Structure-property relationship in lead-free A- and B-site co-doped Bi_0.5(Na_0.84K_0.16)_0.5TiO₃-SrTiO₃ incipient piezoceramics

In this work, a phase diagram of A- and B-site co-substituted 0.96[{Bi_0.5 (Na_0.84K_0.16)}_1-x-yLi_xMg_y(Ti_1-zNb_z)O₃]-0.04SrTiO₃ (abbreviated as LMN-doped BNKT-ST), where x, y and z = 0.00-0.030, was schematically constructed on the basis of crystal structure and electromechanical, dielectric and piezoelectric properties. The underlying mechanism of the compositionally-induced non-ergodic (NR) to ergodic relaxor (ER) phase transition was explored, and emphasis was given on relating the chemically-induced polymorphic structural phase transition to the dynamics of polar nano-regions (PNRs) and their random fields, which strongly affect the dielectric, ferroelectric, piezoelectric and field-induced strain properties of the investigated system.
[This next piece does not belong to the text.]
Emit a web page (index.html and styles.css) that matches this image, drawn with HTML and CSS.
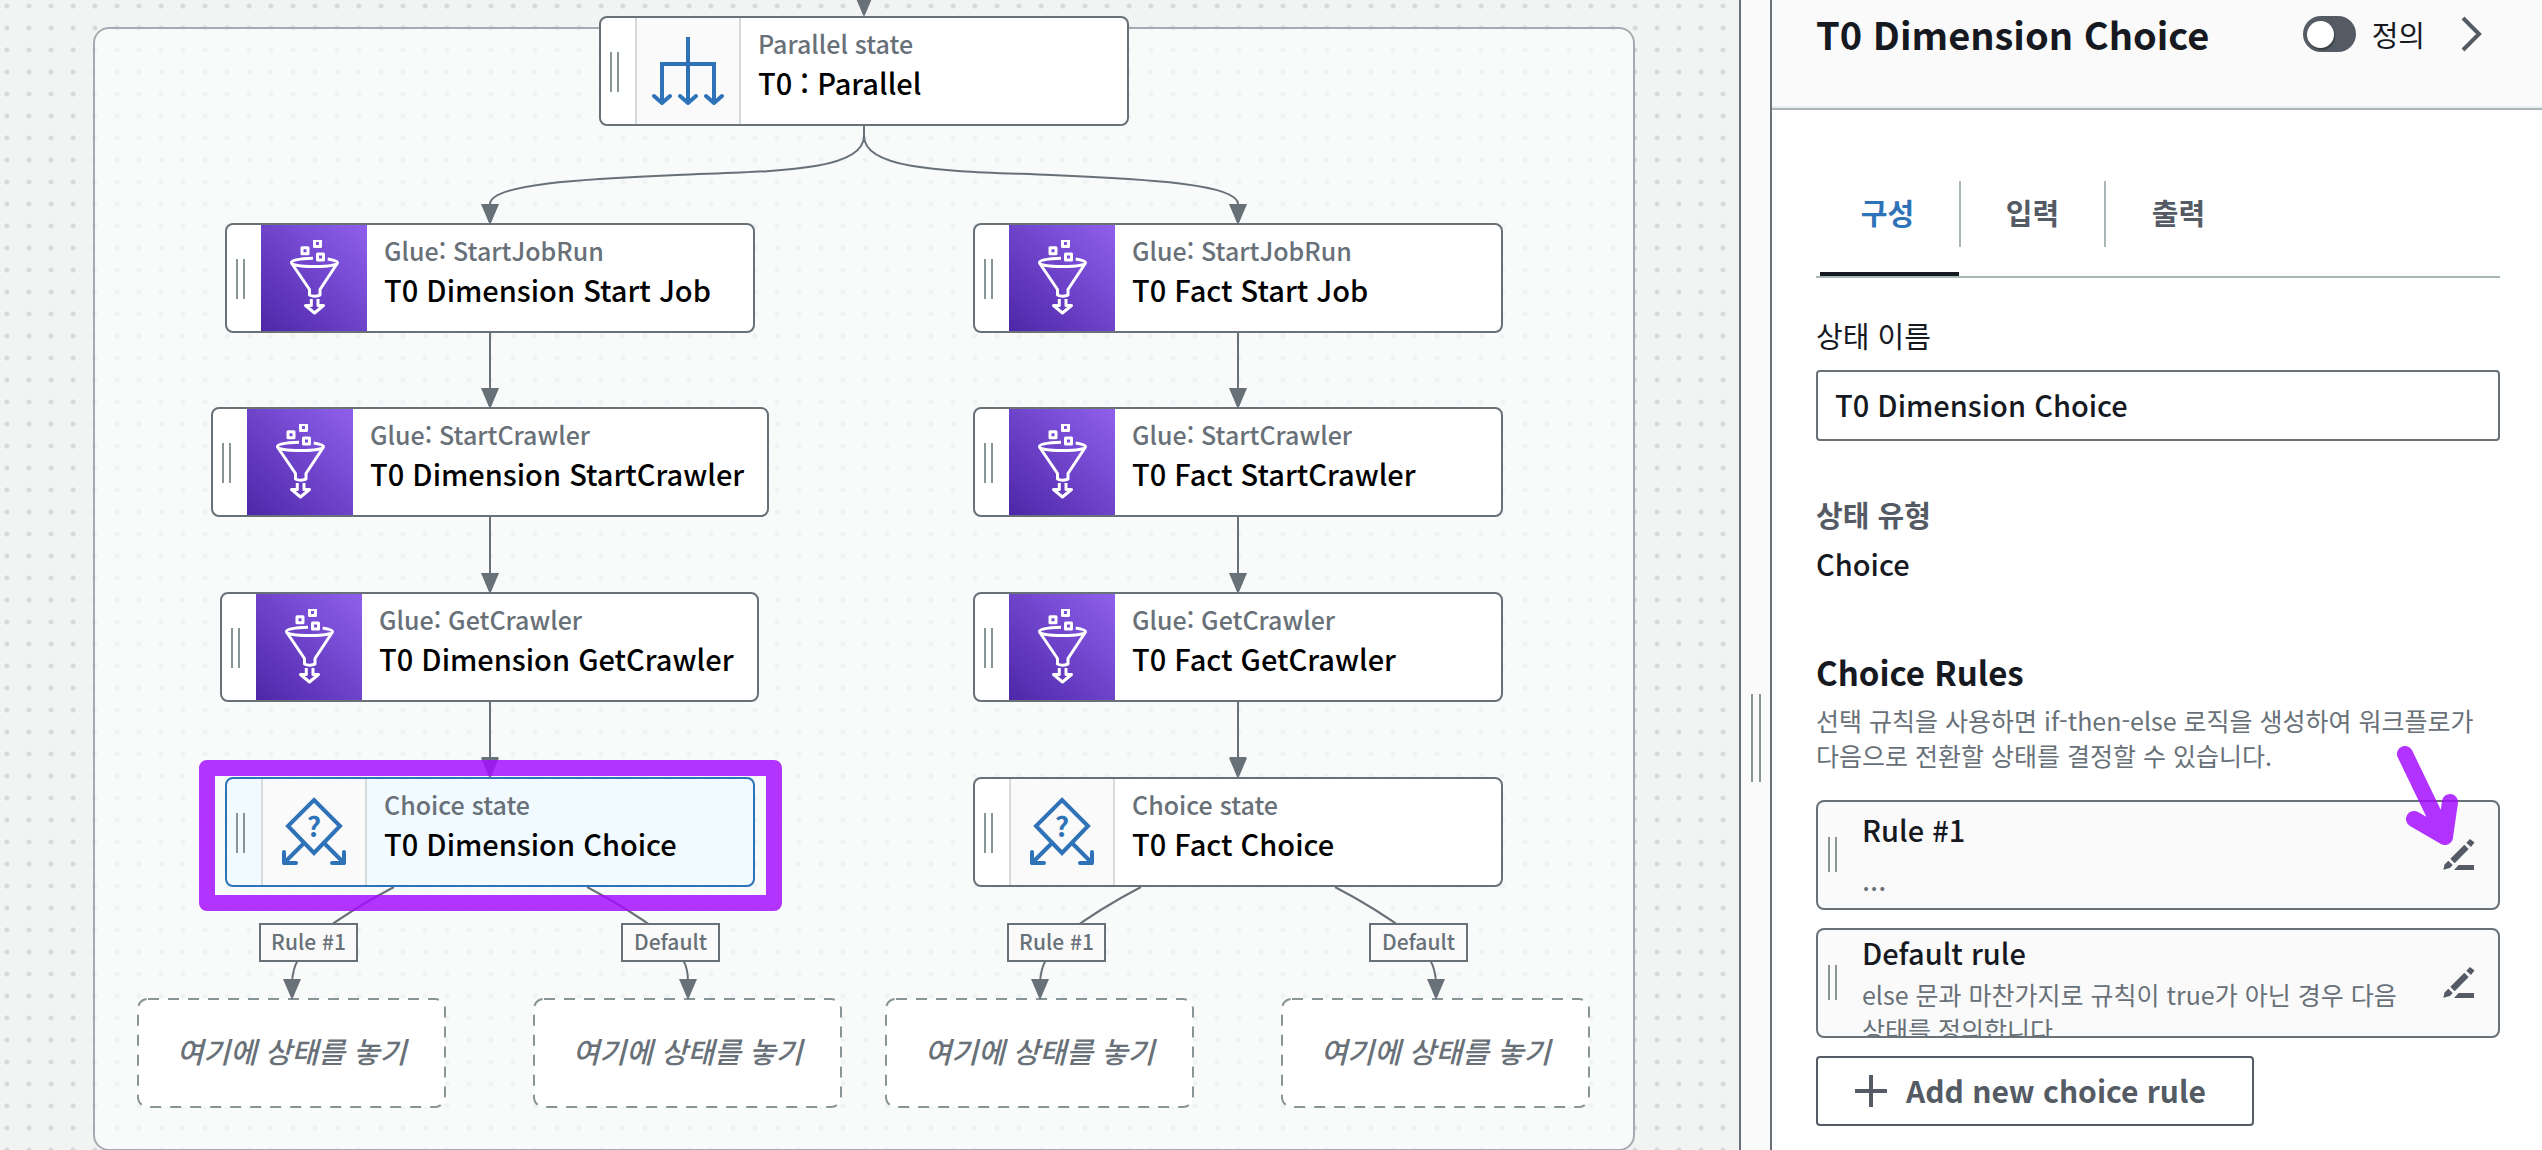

X-ray diffraction patterns revealed that LMN doping resulted in a transition from coexistence of rhombohedral and tetragonal phases to a pseudocubic phase. Both the dielectric constant and the ferroelectric-relaxor transition (T_F-R ∼ 100°C) temperature decreased with an increase in LMN content. The piezoelectric and ferroelectric responses of the BNKT-ST ceramics were significantly decreased by the addition of LMN. However, the destabilization of the piezoelectric and ferroelectric properties was accompanied by significant enhancements in the bipolar and unipolar strains. A large electric-field-induced strain (S = 0.28%) and a corresponding dynamic piezoelectric constant (S_max/E_max) of 560 pm V^-1 were observed under the driving field of 5 kV mm^-1 when 1.5 mol% LMN was substituted on respective sites. This significant strain enhancement at this composition, with LMN = 0.015, may be attributed to both the field-induced reversible structural transition and the compositionally-induced NR to ER phase transition. The composition- and temperature-dependence of the energy storage density (W) were studied to demonstrate the practicability of the LMN-doped BNKT-ST. It was found that the addition of LMN enhanced the difference between maximum polarization and remnant polarization, resulting in an improvement of the energy storage properties. For the composition with LMN = 0.020, a nearly temperature-invariant large recoverable energy density (W = 0.70 J cm^-3) was achieved under 5.5 kV mm^-1 in the wide temperature range of 100-150°C. These properties indicate that the synthesized system might be a promising lead-free candidate for actuator and energy storage capacitor applications.